The Orange County Bar Association is a voluntary organization of Orlando lawyers and maintains its own strict standards or conduct in terms of relations with clients and decorum in court. For instance, the Orlando Bar requests that member lawyers do not make outbursts, gestures or show any other signs of emotion during witness testimony, as this is unprofessional and reflects poorly on both the lawyer and the client. The OCBA has a Lawyer Referral and Information Service of its own and Orlando lawyers will need to pay an application fee as well as have $100,000 in malpractice insurance to qualify for membership. A referral from the OCBA LRIS will cost $50 in administrative fees and entitles the client to a 30 minute consultation with an Orlando lawyer.
How do I know my Orlando lawyer is legitimate?

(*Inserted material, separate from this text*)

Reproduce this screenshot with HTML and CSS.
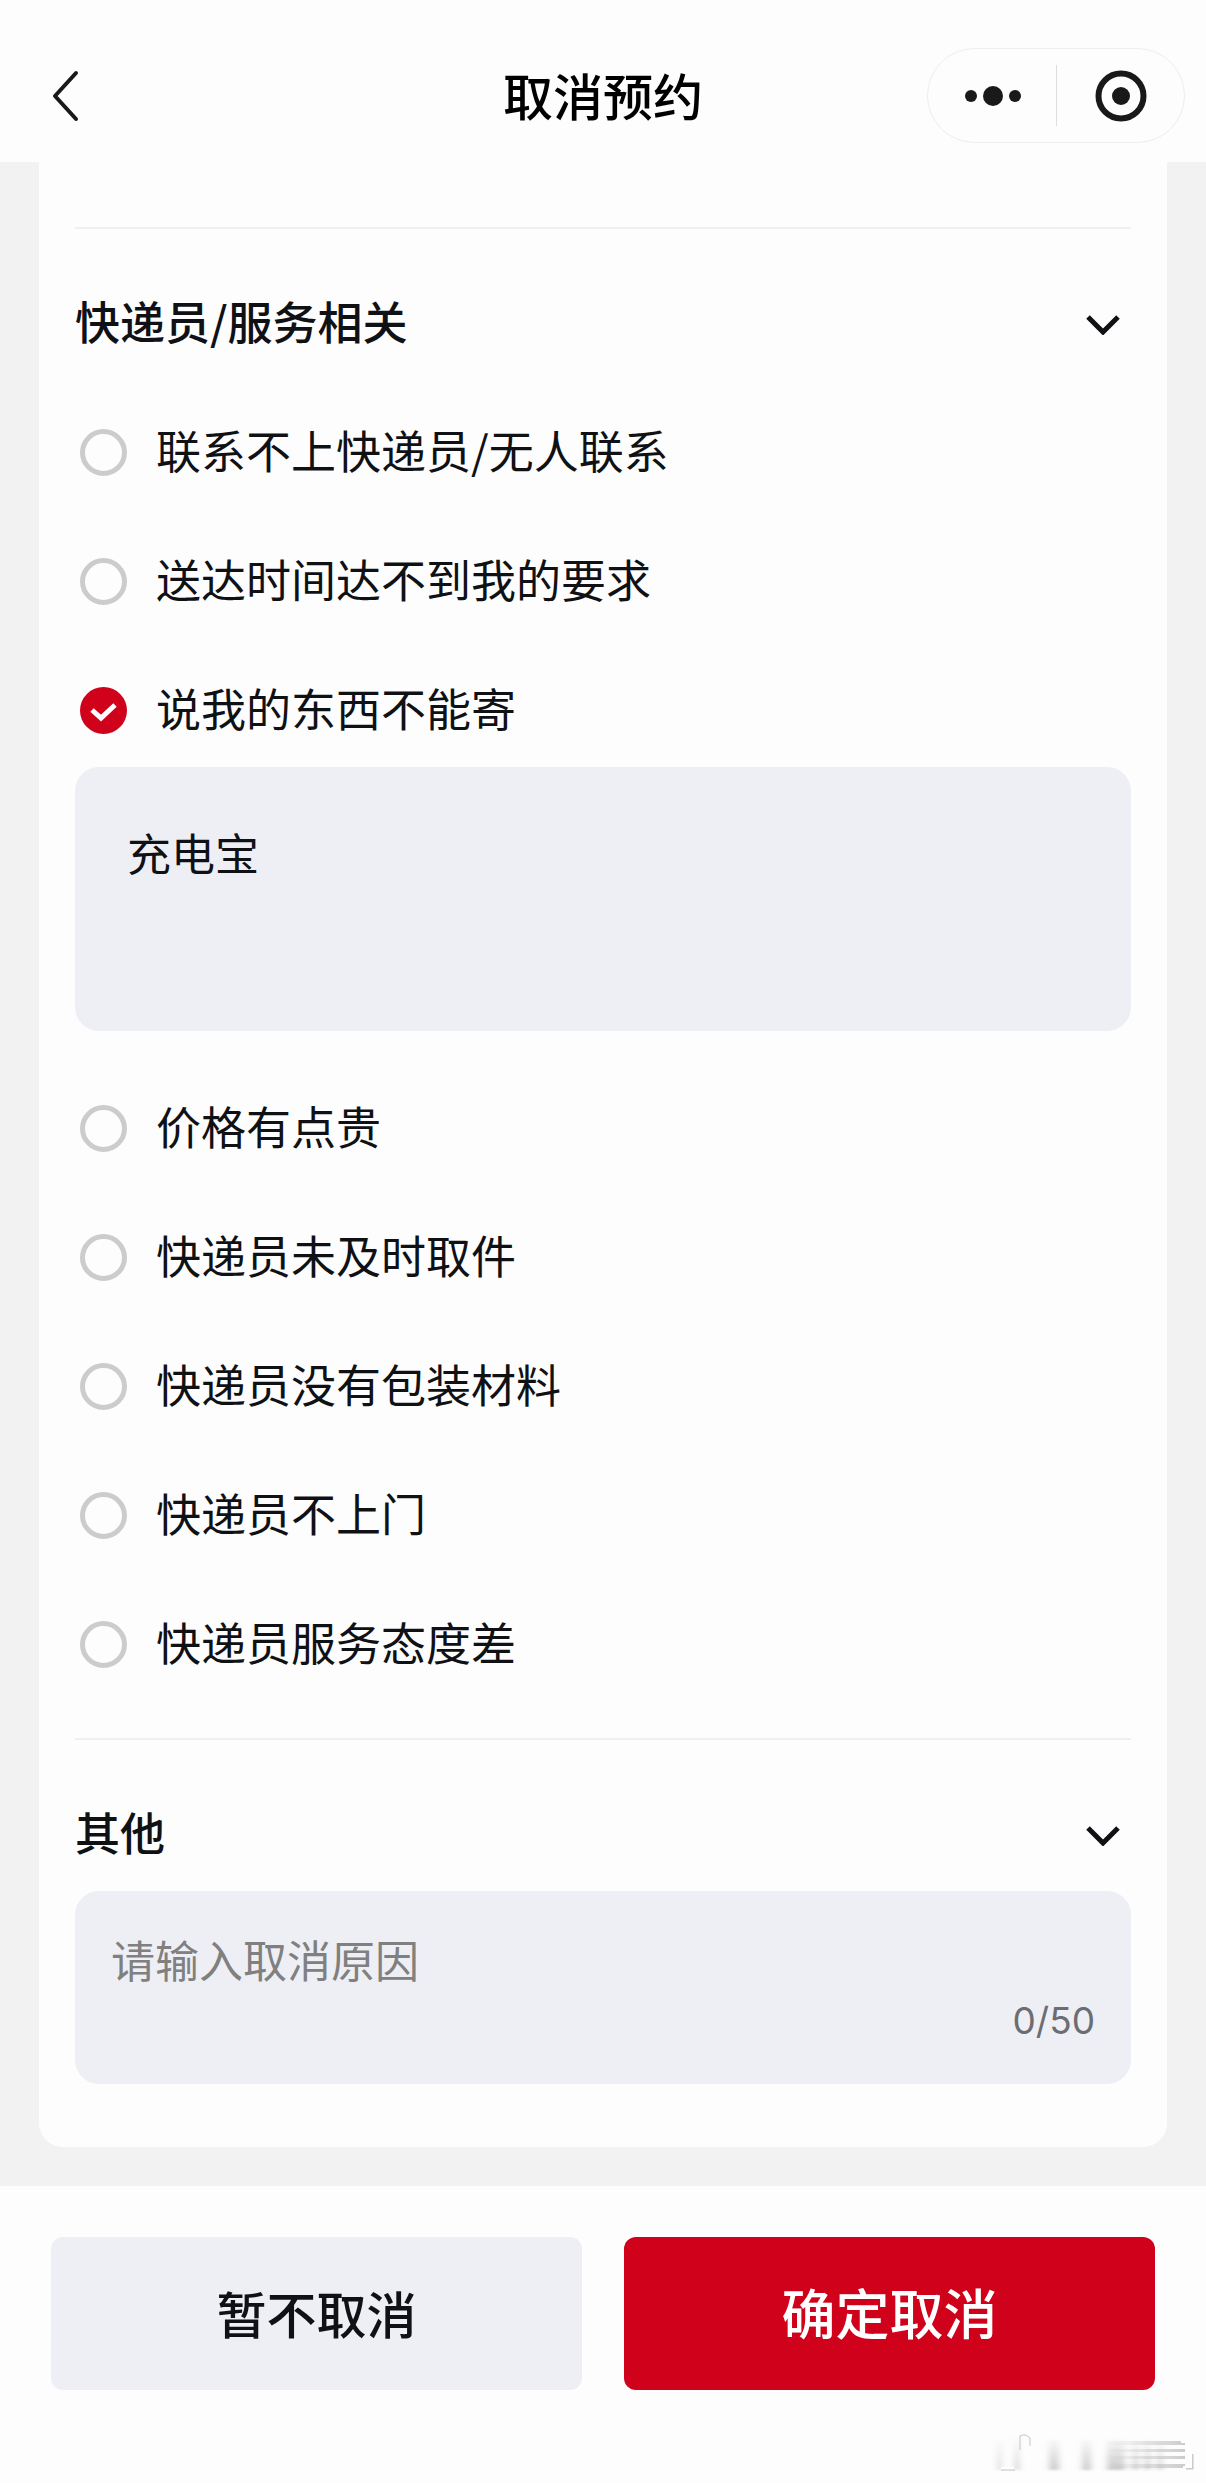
FILE: index.html
```html
<!DOCTYPE html>
<html lang="zh-CN">
<head>
<meta charset="utf-8">
<meta name="viewport" content="width=device-width, initial-scale=1">
<title>取消预约</title>
<link rel="stylesheet" href="styles.css">
</head>
<body>
<header class="navbar">
  <button class="back" type="button" aria-label="返回">
    <svg width="34" height="54" viewBox="0 0 34 54"><path d="M28 4 7 27 28 50" fill="none" stroke="#191919" stroke-width="4" stroke-linecap="round" stroke-linejoin="round"/></svg>
  </button>
  <h1 class="title">取消预约</h1>
  <div class="capsule">
    <button class="capsule-btn" type="button" aria-label="更多">
      <svg width="60" height="24" viewBox="0 0 60 24" fill="#191919"><circle cx="9" cy="12" r="6"/><circle cx="31" cy="12" r="10"/><circle cx="53" cy="12" r="6"/></svg>
    </button>
    <button class="capsule-btn" type="button" aria-label="关闭">
      <svg width="52" height="52" viewBox="0 0 52 52"><circle cx="26" cy="26" r="22.5" fill="none" stroke="#191919" stroke-width="6"/><circle cx="26" cy="26" r="9" fill="#191919"/></svg>
    </button>
  </div>
</header>

<main class="content">
  <form class="card" id="cancel-form">
    <section class="section">
      <h2 class="section-head"><span class="text">快递员/服务相关</span>
        <svg class="chevron" width="36" height="24" viewBox="0 0 36 24"><path d="M3 6 18 21 33 6" fill="none" stroke="#0f1115" stroke-width="5"/></svg>
      </h2>
      <ul class="options">
        <li><label class="option"><input class="radio" type="radio" name="reason"><span class="text">联系不上快递员/无人联系</span></label></li>
        <li><label class="option"><input class="radio" type="radio" name="reason"><span class="text">送达时间达不到我的要求</span></label></li>
        <li>
          <label class="option"><input class="radio" type="radio" name="reason" checked><span class="text">说我的东西不能寄</span></label>
          <textarea class="detail" aria-label="物品说明">充电宝</textarea>
        </li>
        <li><label class="option"><input class="radio" type="radio" name="reason"><span class="text">价格有点贵</span></label></li>
        <li><label class="option"><input class="radio" type="radio" name="reason"><span class="text">快递员未及时取件</span></label></li>
        <li><label class="option"><input class="radio" type="radio" name="reason"><span class="text">快递员没有包装材料</span></label></li>
        <li><label class="option"><input class="radio" type="radio" name="reason"><span class="text">快递员不上门</span></label></li>
        <li><label class="option"><input class="radio" type="radio" name="reason"><span class="text">快递员服务态度差</span></label></li>
      </ul>
    </section>
    <section class="section">
      <h2 class="section-head"><span class="text">其他</span>
        <svg class="chevron" width="36" height="24" viewBox="0 0 36 24"><path d="M3 6 18 21 33 6" fill="none" stroke="#0f1115" stroke-width="5"/></svg>
      </h2>
      <div class="other">
        <textarea class="other-input" rows="1" maxlength="50" placeholder="请输入取消原因" aria-label="其他取消原因"></textarea>
        <span class="count">0/50</span>
      </div>
    </section>
  </form>
</main>

<footer class="actions">
  <button class="btn btn-plain" type="button">暂不取消</button>
  <button class="btn btn-primary" type="submit" form="cancel-form">确定取消</button>
  <svg class="watermark" width="246" height="63" viewBox="0 0 246 63" aria-hidden="true">
    <defs>
      <filter id="soft" x="-10%" y="-20%" width="120%" height="140%"><feGaussianBlur stdDeviation="3 1"/></filter>
      <linearGradient id="fade" x1="0" y1="0" x2="0" y2="1"><stop offset="0" stop-color="#aaa" stop-opacity="0"/><stop offset="1" stop-color="#aaa" stop-opacity=".6"/></linearGradient>
      <linearGradient id="streak" x1="0" y1="0" x2="1" y2="0"><stop offset="0" stop-color="#aaa" stop-opacity="0"/><stop offset="1" stop-color="#999" stop-opacity=".5"/></linearGradient>
    </defs>
    <g fill="url(#fade)" filter="url(#soft)">
      <path d="M38 20h3v30h-3zM55 16h4v34h-4zM89 20h10v30H89zM122 20h9v30h-9zM147 20h18v30h-18zM173 20h5v30h-5zM185 20h5v30h-5zM198 20h4v30h-4z"/>
    </g>
    <path d="M145 21h80v4h-80zM145 29h80v3h-80zM145 36h80v3h-80zM145 44h80v4h-80z" fill="url(#streak)"/>
    <path d="M41 50h14M60 30V16q5-3 10 2v8" fill="none" stroke="#c4c4c4" stroke-width="1"/>
    <path d="M41 48h13" fill="none" stroke="#fff" stroke-width="2"/>
    <path d="M232 34v14h-6" fill="none" stroke="#aaa" stroke-width="3" opacity=".6"/>
    <path d="M221 22h8l-1 12h3v13h-8M221 41h6" fill="none" stroke="#fff" stroke-width="2"/>
  </svg>
</footer>
</body>
</html>
```
FILE: styles.css
```css
* { box-sizing: border-box; }

body {
  margin: 0;
  min-height: 100vh;
  display: flex;
  flex-direction: column;
  background: #f2f2f2;
  color: #0f1115;
  font-family: "Noto Sans CJK SC", sans-serif;
  font-size: 45px;
  line-height: 64px;
}

button, input, textarea { font: inherit; color: inherit; margin: 0; }

button { border: 0; padding: 0; background: none; cursor: pointer; }

svg { display: block; }

.navbar {
  display: grid;
  grid-template-columns: 1fr auto 1fr;
  align-items: center;
  padding: 48px 21px 19px 48px;
  background: #fdfdfd;
}

.back { justify-self: start; }

.title {
  margin: 0;
  padding: 0 27px 4px 0;
  color: #000;
  font-size: 50px;
  font-weight: 500;
}

.capsule {
  justify-self: end;
  display: grid;
  grid-template-columns: 1fr 1fr;
  width: 258px;
  height: 95px;
  padding: 16px 0;
  border: 1px solid #ededed;
  border-radius: 48px;
}

.capsule-btn { display: grid; place-items: center; }
.capsule-btn + .capsule-btn { border-left: 1px solid #dedede; }

.content { flex: 1; padding: 0 39px 38px; }

.card {
  padding: 65px 36px 63px;
  background: #fdfdfd;
  border-radius: 0 0 24px 24px;
}

.section { padding: 62px 0; border-top: 2px solid #f0f0f0; }
.section:last-child { padding-bottom: 0; }

.section-head {
  display: flex;
  justify-content: space-between;
  align-items: center;
  margin: 0;
  padding-right: 10px;
  font-size: 45px;
  font-weight: 500;
}

/* Optical centring of the Chinese text beside the icons */
.text { padding-bottom: 4px; line-height: 60px; }

.options {
  display: grid;
  gap: 65px;
  margin: 65px 0 0;
  padding: 0;
  list-style: none;
}

.option { display: flex; align-items: center; gap: 29px; padding-left: 5px; }

.radio {
  appearance: none;
  width: 47px;
  height: 47px;
  border: 5px solid #ccc;
  border-radius: 50%;
}

.radio:checked {
  border: 0;
  background: #d0021b url("data:image/svg+xml,%3Csvg xmlns='http://www.w3.org/2000/svg' viewBox='0 0 47 47'%3E%3Cpath d='M12 23 21 31 35 18' fill='none' stroke='%23fff' stroke-width='5'/%3E%3C/svg%3E") center / contain no-repeat;
}

.detail {
  display: block;
  width: 100%;
  height: 264px;
  margin-top: 25px;
  padding: 53px 52px;
  border: 0;
  border-radius: 24px;
  background: #eeeff5;
  font-size: 44px;
  resize: none;
}

.other {
  display: flex;
  flex-direction: column;
  margin-top: 25px;
  padding: 36px 36px 33px;
  border-radius: 24px;
  background: #eeeff5;
}

.other-input {
  display: block;
  width: 100%;
  height: 64px;
  padding: 0;
  border: 0;
  background: none;
  font-size: 44px;
  resize: none;
  overflow: hidden;
}

.other-input::placeholder { color: #808080; opacity: 1; }

.count {
  align-self: flex-end;
  color: #6b6d73;
  font-family: Inter, sans-serif;
  font-size: 37px;
  line-height: 60px;
}

.actions {
  position: relative;
  display: grid;
  grid-template-columns: 1fr 1fr;
  gap: 42px;
  padding: 51px 51px 93px;
  background: #fdfdfd;
}

.btn { height: 153px; padding-bottom: 4px; border-radius: 12px; font-weight: 500; }
.btn-plain { background: #eeeff5; font-size: 50px; }
.btn-primary { background: #d0021b; color: #fff; font-size: 54px; }

.watermark { position: absolute; right: 0; bottom: 0; }
```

All individuals that practice law in the state of Florida must be active members of the integrated Florida Bar Association. If you are suspicious of your Orlando lawyer, ask to see proof of active membership in the Florida Bar. Even if you do not need this lawyer to represent you in court, any legal services you accept from an inactive or unlicensed lawyer will be suspect and possibly invalid. When seeking an Orlando lawyer, you will want the best and most reliable advice related to your case, and as such, you must retrain the services of an active and certified Orlando lawyer.

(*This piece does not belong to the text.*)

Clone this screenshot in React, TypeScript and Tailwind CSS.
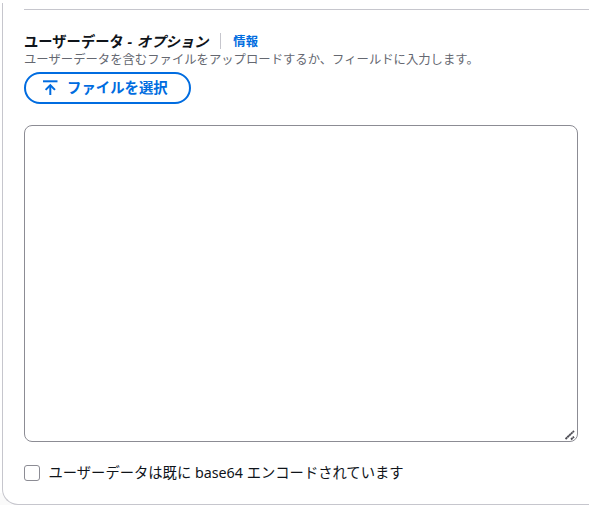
import { useState } from "react";

function UploadIcon() {
  return (
    <svg width="16" height="16" viewBox="0 0 16 16" fill="none" stroke="currentColor" strokeWidth="2">
      <path d="M0 1.300h14.500" />
      <path d="M7.300 15V5.500" />
      <path d="M2.600 9.900 7.300 5.200l4.700 4.700" />
    </svg>
  );
}

function ResizeGrip() {
  return (
    <svg
      className="pointer-events-none absolute right-[2px] bottom-px"
      width="11"
      height="11"
      viewBox="0 0 11 11"
      fill="none"
      stroke="#4d4d55"
      strokeWidth="1.9"
      strokeDasharray="2.2 0.3"
    >
      <path d="M0.500 9 9 1" />
      <path d="M6 9.500 9 6.700" />
    </svg>
  );
}

export default function App() {
  const [userData, setUserData] = useState("");
  const [encoded, setEncoded] = useState(false);

  return (
    <div className="h-[507px] w-[597px] overflow-hidden bg-white pt-[3px] font-['Noto_Sans','Noto_Sans_CJK_JP',sans-serif]">
      <div className="flex h-[502px] w-[589px] bg-[linear-gradient(to_top,#fafafa_12px,#ffffff_12px)] pl-[2px]">
        <section className="flex w-full flex-col rounded-bl-[16px] border-b border-l border-[#c6c6cd] bg-white pl-[21px]">
          <div className="mt-[6px] h-px shrink-0 bg-[#c6c6cd]" />

          <div className="mt-[21px] flex h-5 items-center text-[14.300px] leading-5 font-bold whitespace-nowrap text-[#0f141a]">
            <h2 className="pt-px">
              ユーザーデータ <i>- <span className="ml-px">オプション</span></i>
            </h2>
            <span className="ml-[12px] h-4 w-px bg-[#c6c6cd]" />
            <a href="#" className="ml-3 pt-px text-[12.300px] text-[#006ce0]">
              情報
            </a>
          </div>
          <p className="h-4 pt-px text-[12.350px] leading-4 whitespace-nowrap text-[#656871]">
            ユーザーデータを含むファイルをアップロードするか、フィールドに入力します。
          </p>

          <button
            type="button"
            className="mt-[5px] flex h-[32px] w-[167px] shrink-0 items-center rounded-full border-2 border-[#006ce0] pl-[17px] text-[14.400px] font-bold whitespace-nowrap text-[#006ce0]"
          >
            <UploadIcon />
            <span className="ml-2">ファイルを選択</span>
          </button>

          <div className="relative mt-[21px] h-[317px] w-[554px] shrink-0">
            <textarea
              value={userData}
              onChange={(e) => setUserData(e.target.value)}
              className="block h-full w-full resize-none rounded-[8px] border border-[#8c8c94] px-3 py-1 text-sm outline-none"
            />
            <ResizeGrip />
          </div>

          <label className="mt-[21px] flex h-5 items-center text-[14.300px] leading-5 whitespace-nowrap text-[#0f141a]">
            <input
              type="checkbox"
              checked={encoded}
              onChange={(e) => setEncoded(e.target.checked)}
              className="size-4 appearance-none rounded-[3px] border border-[#8c8c94] checked:bg-[#006ce0]"
            />
            <span className="ml-[8.500px]">ユーザーデータは既に base64 エンコードされています</span>
          </label>
        </section>
      </div>
    </div>
  );
}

You must also be comfortable working with your Orlando lawyer. Make sure that you can communicate with this lawyer effectively and that the lawyer is available in the event that you have questions or concerns. Although some lawyers will give their clients a private and direct line, other lawyers may have a member of the legal staff take the call or charge for incoming phone calls and email communications to the law office. If you believe this is a disadvantageous arrangement, you should certainly choose another Orlando lawyer.
What are the typical rates of an Orlando lawyer?
The type and nature of legal fees for Orlando lawyers will vary from case to case. Typical fee arrangements will involve flat, retainer, contingency and hourly fees. These fees may also be combined, as the agreement of the client and lawyer. Flat (fixed) fees are typical for performing a legal service that does not go to trial, such as contract preparation/review and preparing documents for bankruptcy filings.
Retainer fees involve setting aside a certain amount of fees into a billable retainer account that can be refilled at the lawyer’s discretion. This arrangement may become expensive if the case continues for a long period of time. Any lawyer or lawyer services that posts fees will generally offer a range, rather than a set figure, to reflect the variable outcome and length of court cases.
Contingency fees are typical of accident, negligence and malpractice cases. In this arrangement, the lawyer does not collect a fee unless there is a settlement or jury award. The lawyer’s fee can be either a lump sum or a percentage. Percentage contingency fees are the most common and give the lawyer the best incentive to win the best possible settlement. The lawyer may be mandated to accept a percentage fee and this fee can be capped by law. The current Florida limitation is 40%, up to $1 million in a personal injury case. This percentage is less for damages collected in excess of $1 million. There are other limitations depending on the circumstances of the case, so you should ask the Florida lawyer about the likely contingency fee cap applicable to your case. Be aware of other costs associated with these cases, such as legal document preparation fees.
Take advantage of free consultations when they are available to discuss potential fees and payment arrangements with Orlando lawyers. The above fees do not consider court costs, which are also paid by the client. You may be able to arrange low cost and extended payment for legal services at the discretion of the attorney or law firm. Some fees will be non-negotiable.
There are several lawyer referral services for Florida lawyers, although none is more trusted than the Florida Bar Lawyer Referral Service. The service will provide you with the name and address of a nearby lawyer who will charge $25 for a half hour initial consultation. There is no obligation at that point and the consultation is merely an evaluation of your case with an explanation of expected fees. There are also free panels for individuals that need lawyers that specialize in elder, AIDS and disability law. All lawyers participating in the LRS are in good standing with the FlaBar, have no outstanding complaints against them and will have professional liability insurance with limits of at least $100,000.
What are questions to ask Orlando lawyers?
How does my case relate to Florida state and Orlando municipal laws?
What are your fees and do you have alternate payment plans?
Are you an active member, in good standing, of the Florida Bar Association?
What roles do you play as a member?
Can I please have all fees in writing?
What are my chances of winning a settlement or at trial?
Can you refer me to another lawyer if you are unable to take my case?